John Plant es un hombre de 46 años que desde hace 23 padece de diabetes tipo 1. Se inyecta insulina cuatro veces por día y se mide el nivel de glucosa en la sangre varias veces diariamente. Además, sigue una dieta cuidadosa.
Antes de desarrollar la diabetes era una persona muy activa, participaba en deportes fuertes y practicaba senderismo y alpinismo. En esa época el médico le indicó que tenía que abandonar muchas de las actividades más extenuantes, porque nunca iba a saber su nivel de glucosa y esta podría descender rápidamente durante los ejercicios intensos. John desoyó el consejo y continuó con su activo estilo de vida. Se dio cuenta de que podía sentirse bien con una dosis mucho menor de insulina que la que su médico le había indicado, y solamente en contadas ocasiones sufrió de hipoglucemia. Desde entonces practica estas actividades sin limitación alguna. Su nivel de glucosa se mantiene generalmente entre 75 y 140. Su última prueba de hemoglobina A1c dio ligeramente elevada: 5,7 (vea el Capítulo 7). En un examen reciente de la vista, no mostró retinopatía diabética (vea el Capítulo 5). John no tiene una cantidad significativa de microalbuminuria en la orina, y no presenta sensación de hormigueo en los pies (vea el Capítulo 5).

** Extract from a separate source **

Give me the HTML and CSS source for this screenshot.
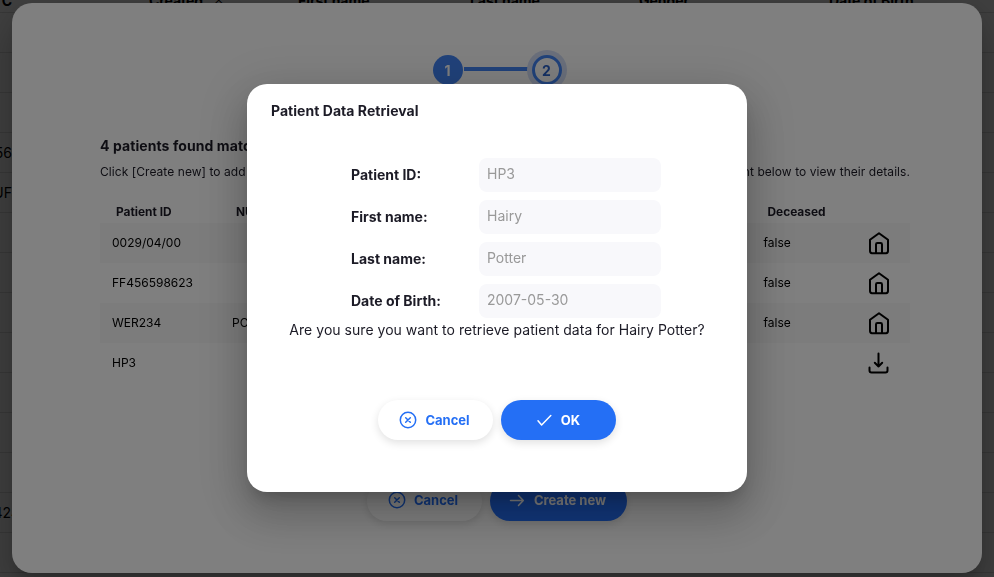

¿Es un hombre de suerte? Claro que sí. Pero como en la mayoría de los casos de «buena suerte», la suya se basa en que se dio cuenta de que nuestro organismo está conformado por cuerpo y mente. Si los seres humanos hubiésemos sido creados para pasar nuestras vidas comiendo papitas fritas frente al televisor, ¿para qué nos dieron los músculos?
Cada vez que un paciente diabético nuevo entra a mi oficina, le entrego un frasco con 50 pastillas. Le indico que no se las tome, sino que las tire al suelo tres veces al día y las recoja una por una. El estado físico de una persona se puede juzgar por lo que acostumbra a hacer de dos en dos: tomar pastillas o subir escaleras.